Carol Weston, Speed of Life (November 9)

Speed of Life is the heartbreaking, heartwarming story of a girl who thinks her life is over, when really it’s just beginning. The New York Times Book Review calls it “perceptive, funny, and moving.”

James Mallinson and Mark Singleton with Daniel Simpson, Roots of Yoga (November 16)

Yoga is hugely popular around the world today, yet until now little has been known of its roots. This book collects, for the first time, core teachings of yoga in their original form, translated and edited by two of the world’s foremost scholars of the subject. Sir James Mallinson is a lecturer in Sanskrit and Classical and Indian Studies at SOAS, University of London; Mark Singleton is a long-term research fellow at the American Institute of Indian Studies. They are joined in conversation by Daniel Simpson.

Gretchen Rubin and Bruce Handy, Wild Things and The Four Tendencies (December 7)

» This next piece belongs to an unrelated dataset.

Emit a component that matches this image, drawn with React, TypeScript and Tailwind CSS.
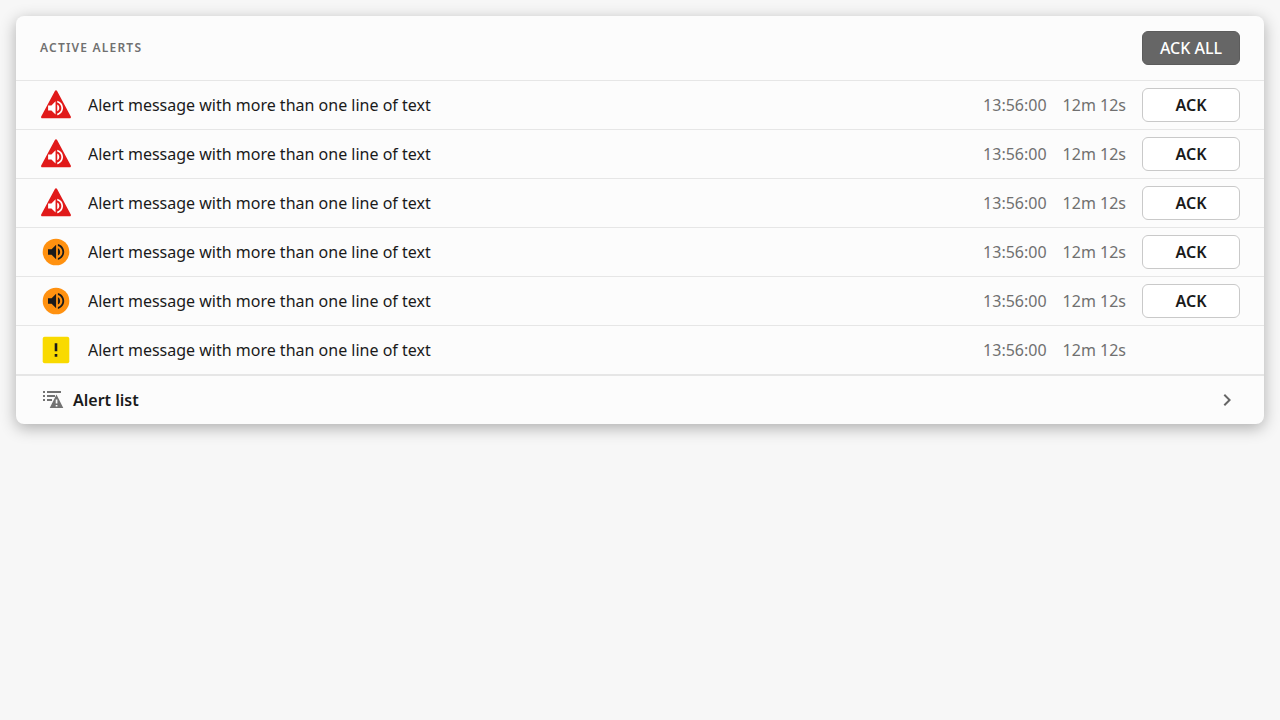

Find joy and insight with two authors in enthusiastic conversation about children’s literature, human nature, and their new books: Bruce Handy’s Wild Things: The Joy of Reading Children’s Literature as an Adult and Gretchen Rubin’s The Four Tendencies: The Indispensable Personality Profiles That Reveal How to Make Your Life Better (and Other People’s Lives Better, Too).